◆ **WRITTEN TASK**
In the material below, find all lines with the string "that" and copy them.

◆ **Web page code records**
***

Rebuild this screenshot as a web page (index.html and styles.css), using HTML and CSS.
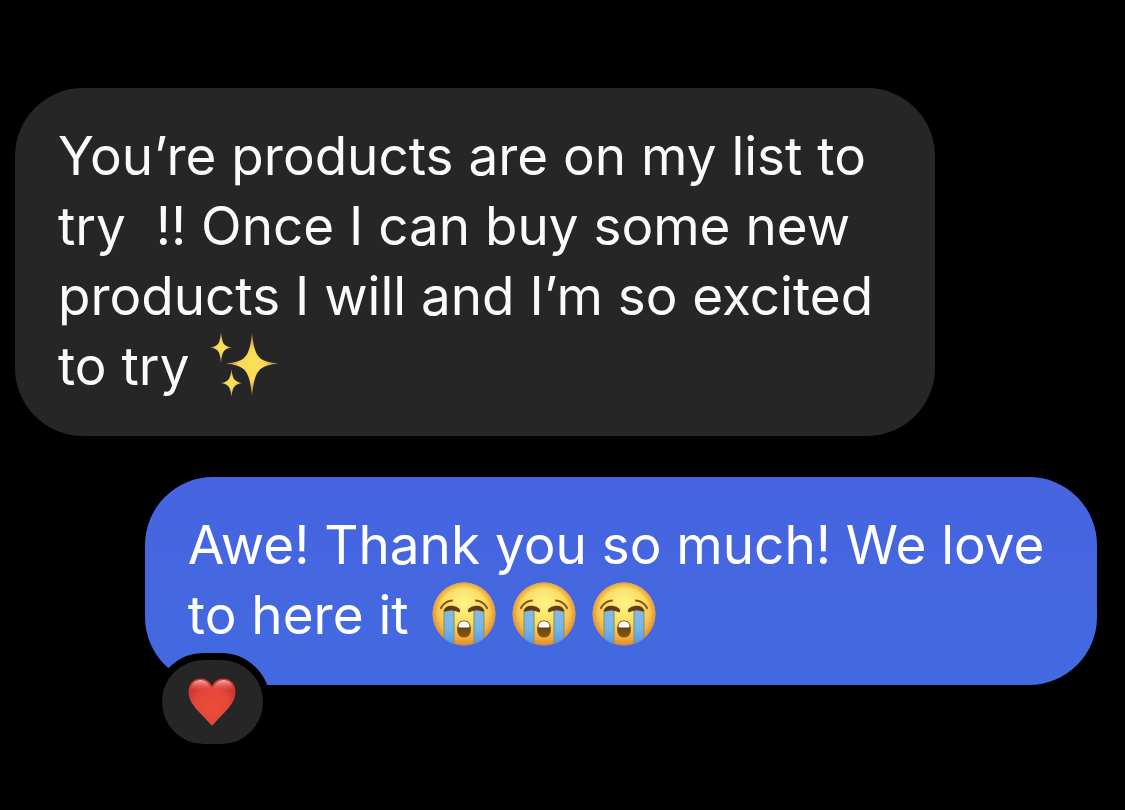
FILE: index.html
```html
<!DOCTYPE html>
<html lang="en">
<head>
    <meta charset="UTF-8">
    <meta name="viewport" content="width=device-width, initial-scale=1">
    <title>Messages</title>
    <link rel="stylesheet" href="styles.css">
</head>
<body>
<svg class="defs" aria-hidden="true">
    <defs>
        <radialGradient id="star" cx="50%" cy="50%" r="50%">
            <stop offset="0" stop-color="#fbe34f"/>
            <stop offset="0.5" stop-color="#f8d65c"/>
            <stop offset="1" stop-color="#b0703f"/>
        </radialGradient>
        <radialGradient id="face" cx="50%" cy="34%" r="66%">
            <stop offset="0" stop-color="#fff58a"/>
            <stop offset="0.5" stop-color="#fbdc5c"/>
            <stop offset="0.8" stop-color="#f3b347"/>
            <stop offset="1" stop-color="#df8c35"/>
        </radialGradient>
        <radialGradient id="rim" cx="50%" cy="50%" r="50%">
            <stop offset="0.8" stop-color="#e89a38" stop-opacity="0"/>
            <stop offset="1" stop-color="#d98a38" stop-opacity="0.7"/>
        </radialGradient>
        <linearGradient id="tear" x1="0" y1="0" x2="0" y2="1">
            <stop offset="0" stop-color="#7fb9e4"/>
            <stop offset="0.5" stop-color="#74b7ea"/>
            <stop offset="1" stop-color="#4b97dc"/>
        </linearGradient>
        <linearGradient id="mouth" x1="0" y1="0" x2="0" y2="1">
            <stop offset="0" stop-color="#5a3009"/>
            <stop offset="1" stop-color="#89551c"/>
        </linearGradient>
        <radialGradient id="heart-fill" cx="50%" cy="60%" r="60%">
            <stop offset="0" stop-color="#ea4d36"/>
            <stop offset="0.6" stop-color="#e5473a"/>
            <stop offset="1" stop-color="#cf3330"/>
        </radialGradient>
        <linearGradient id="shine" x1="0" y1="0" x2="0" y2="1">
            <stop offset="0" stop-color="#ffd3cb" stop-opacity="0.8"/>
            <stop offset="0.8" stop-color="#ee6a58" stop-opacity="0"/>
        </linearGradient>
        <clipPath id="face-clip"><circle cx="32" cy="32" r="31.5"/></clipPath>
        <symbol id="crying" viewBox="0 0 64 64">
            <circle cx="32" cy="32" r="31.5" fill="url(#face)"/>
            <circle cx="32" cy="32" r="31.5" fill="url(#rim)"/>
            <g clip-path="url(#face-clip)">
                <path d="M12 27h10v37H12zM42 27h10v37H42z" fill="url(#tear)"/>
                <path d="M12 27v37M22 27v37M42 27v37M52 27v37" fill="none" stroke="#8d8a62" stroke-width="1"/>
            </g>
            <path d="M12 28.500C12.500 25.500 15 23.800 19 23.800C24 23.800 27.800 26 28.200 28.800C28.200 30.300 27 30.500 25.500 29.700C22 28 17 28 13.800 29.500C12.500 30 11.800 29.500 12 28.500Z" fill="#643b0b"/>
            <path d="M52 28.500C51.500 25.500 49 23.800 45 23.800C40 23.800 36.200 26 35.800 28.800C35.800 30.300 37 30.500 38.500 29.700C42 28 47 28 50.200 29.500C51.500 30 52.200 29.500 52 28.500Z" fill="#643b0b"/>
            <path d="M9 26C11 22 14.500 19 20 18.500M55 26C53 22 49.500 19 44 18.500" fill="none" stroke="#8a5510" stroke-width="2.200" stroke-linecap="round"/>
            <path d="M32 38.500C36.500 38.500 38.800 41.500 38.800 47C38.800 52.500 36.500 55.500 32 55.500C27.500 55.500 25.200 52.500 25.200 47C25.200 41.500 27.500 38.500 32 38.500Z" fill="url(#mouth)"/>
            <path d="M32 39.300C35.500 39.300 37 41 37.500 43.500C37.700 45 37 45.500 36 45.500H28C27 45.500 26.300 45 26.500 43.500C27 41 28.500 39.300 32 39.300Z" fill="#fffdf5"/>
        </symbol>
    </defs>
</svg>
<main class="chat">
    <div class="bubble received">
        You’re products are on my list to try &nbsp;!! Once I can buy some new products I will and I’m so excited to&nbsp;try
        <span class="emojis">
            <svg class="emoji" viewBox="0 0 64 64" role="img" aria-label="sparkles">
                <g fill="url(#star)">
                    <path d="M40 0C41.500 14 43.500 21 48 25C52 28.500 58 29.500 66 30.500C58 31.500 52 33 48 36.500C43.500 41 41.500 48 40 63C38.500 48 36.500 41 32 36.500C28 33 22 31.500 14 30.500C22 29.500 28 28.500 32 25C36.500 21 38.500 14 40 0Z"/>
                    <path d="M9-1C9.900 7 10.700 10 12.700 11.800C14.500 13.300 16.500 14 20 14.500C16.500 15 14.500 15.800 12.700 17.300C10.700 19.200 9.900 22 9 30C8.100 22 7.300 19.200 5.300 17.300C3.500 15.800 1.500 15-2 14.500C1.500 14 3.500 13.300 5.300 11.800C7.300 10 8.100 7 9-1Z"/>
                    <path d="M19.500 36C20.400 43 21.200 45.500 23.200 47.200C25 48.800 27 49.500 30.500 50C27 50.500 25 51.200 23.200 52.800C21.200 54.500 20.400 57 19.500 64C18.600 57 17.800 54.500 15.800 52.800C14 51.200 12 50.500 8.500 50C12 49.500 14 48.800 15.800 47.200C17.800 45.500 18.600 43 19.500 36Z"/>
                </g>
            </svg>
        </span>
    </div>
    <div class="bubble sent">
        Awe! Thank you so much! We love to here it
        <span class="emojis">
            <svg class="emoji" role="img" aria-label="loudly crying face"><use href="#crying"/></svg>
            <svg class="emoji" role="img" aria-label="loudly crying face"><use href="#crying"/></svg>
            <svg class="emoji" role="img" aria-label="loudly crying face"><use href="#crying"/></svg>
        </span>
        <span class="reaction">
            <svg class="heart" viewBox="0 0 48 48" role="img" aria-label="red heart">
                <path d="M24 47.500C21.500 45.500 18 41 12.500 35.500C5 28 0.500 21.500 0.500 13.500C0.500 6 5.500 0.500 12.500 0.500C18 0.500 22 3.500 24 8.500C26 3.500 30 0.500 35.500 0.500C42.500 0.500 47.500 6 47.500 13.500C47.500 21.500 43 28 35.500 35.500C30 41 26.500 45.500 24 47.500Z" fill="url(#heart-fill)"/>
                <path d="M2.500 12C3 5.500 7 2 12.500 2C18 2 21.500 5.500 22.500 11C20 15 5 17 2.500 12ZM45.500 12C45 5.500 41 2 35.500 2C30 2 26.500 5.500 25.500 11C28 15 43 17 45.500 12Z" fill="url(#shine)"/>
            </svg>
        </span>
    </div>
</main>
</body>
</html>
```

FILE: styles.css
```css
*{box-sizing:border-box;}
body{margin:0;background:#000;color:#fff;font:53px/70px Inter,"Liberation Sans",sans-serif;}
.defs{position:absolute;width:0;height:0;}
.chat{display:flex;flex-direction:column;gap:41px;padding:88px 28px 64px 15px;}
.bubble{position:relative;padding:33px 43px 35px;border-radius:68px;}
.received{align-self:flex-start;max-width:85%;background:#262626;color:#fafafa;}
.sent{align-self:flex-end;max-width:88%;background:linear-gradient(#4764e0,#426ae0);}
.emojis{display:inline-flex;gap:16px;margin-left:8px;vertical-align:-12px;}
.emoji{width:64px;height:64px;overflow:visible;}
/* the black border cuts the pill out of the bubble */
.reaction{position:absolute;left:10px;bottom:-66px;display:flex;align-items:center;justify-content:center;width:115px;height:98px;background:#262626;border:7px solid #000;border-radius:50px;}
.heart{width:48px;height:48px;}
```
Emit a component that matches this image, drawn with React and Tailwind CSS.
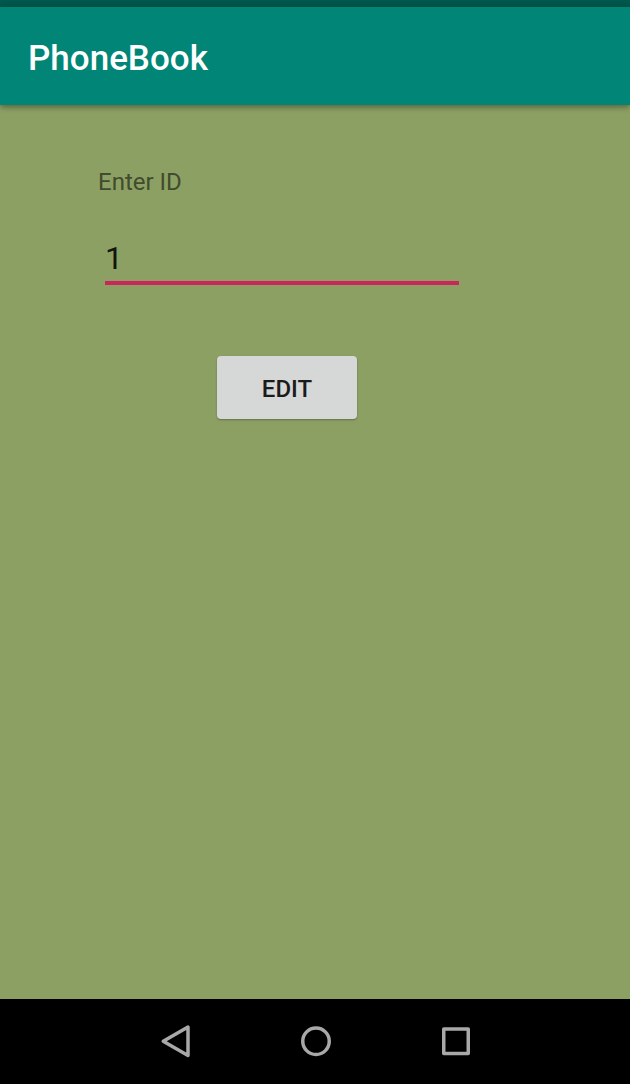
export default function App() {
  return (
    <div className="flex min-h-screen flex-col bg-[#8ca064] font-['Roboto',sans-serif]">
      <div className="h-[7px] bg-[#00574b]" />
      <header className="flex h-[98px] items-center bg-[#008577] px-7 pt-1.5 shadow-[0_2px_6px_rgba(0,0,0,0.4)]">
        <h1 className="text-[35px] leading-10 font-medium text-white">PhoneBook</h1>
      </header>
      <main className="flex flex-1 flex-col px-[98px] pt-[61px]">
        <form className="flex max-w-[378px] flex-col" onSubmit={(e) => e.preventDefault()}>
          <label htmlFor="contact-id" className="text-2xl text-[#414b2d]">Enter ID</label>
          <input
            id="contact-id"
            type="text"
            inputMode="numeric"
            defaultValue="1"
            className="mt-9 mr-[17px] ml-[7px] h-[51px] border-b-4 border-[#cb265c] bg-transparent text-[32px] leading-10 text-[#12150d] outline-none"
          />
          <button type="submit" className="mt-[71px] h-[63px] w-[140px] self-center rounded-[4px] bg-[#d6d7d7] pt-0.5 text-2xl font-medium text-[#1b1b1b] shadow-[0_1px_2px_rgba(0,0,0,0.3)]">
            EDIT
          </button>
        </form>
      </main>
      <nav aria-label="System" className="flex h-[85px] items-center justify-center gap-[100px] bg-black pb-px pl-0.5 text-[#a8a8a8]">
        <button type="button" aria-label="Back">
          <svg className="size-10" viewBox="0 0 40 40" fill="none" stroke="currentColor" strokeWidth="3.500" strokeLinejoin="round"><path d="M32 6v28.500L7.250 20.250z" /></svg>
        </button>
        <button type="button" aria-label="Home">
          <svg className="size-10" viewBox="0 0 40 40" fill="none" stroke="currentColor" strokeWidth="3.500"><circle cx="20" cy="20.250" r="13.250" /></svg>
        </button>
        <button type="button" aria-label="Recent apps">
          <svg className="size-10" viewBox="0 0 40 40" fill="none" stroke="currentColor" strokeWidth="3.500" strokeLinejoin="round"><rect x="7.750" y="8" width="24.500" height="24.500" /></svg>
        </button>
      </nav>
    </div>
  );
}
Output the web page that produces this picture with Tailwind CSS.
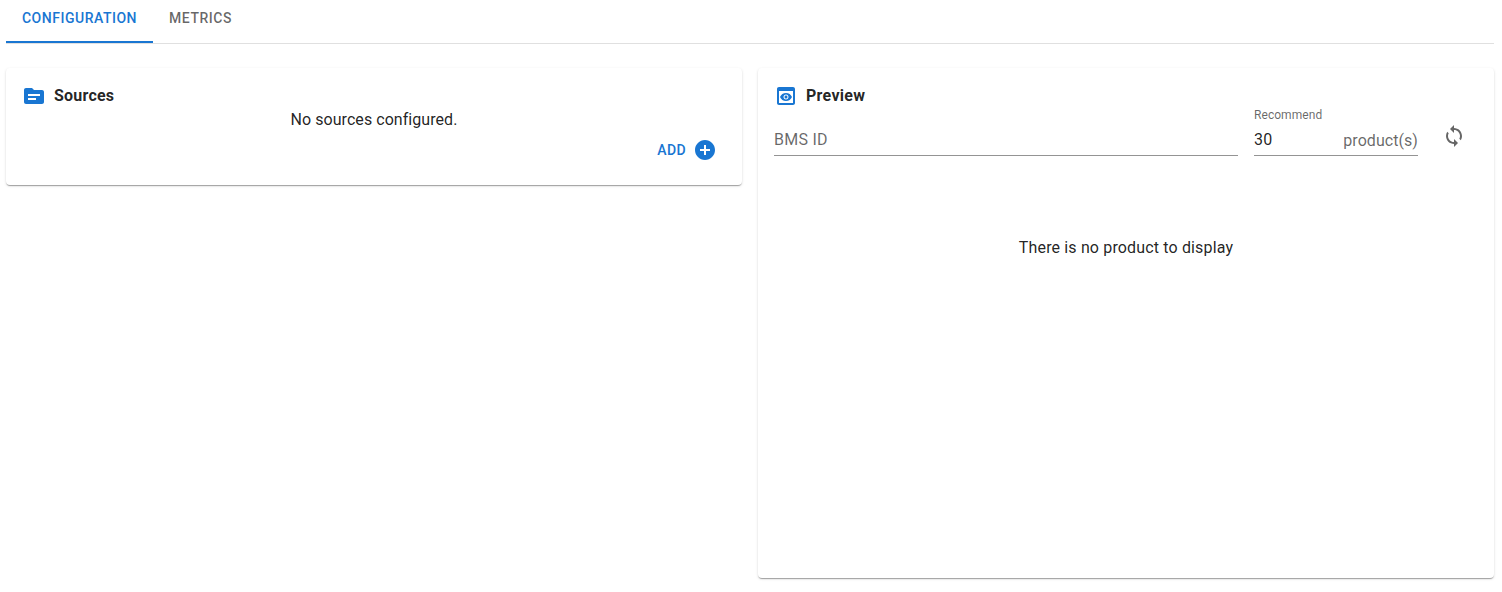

***

◆ **RESPONSE FOR THIS EXERCISE**
Emit a component that matches this image, drawn with React and Tailwind CSS.
Output the web page that produces this picture with Tailwind CSS.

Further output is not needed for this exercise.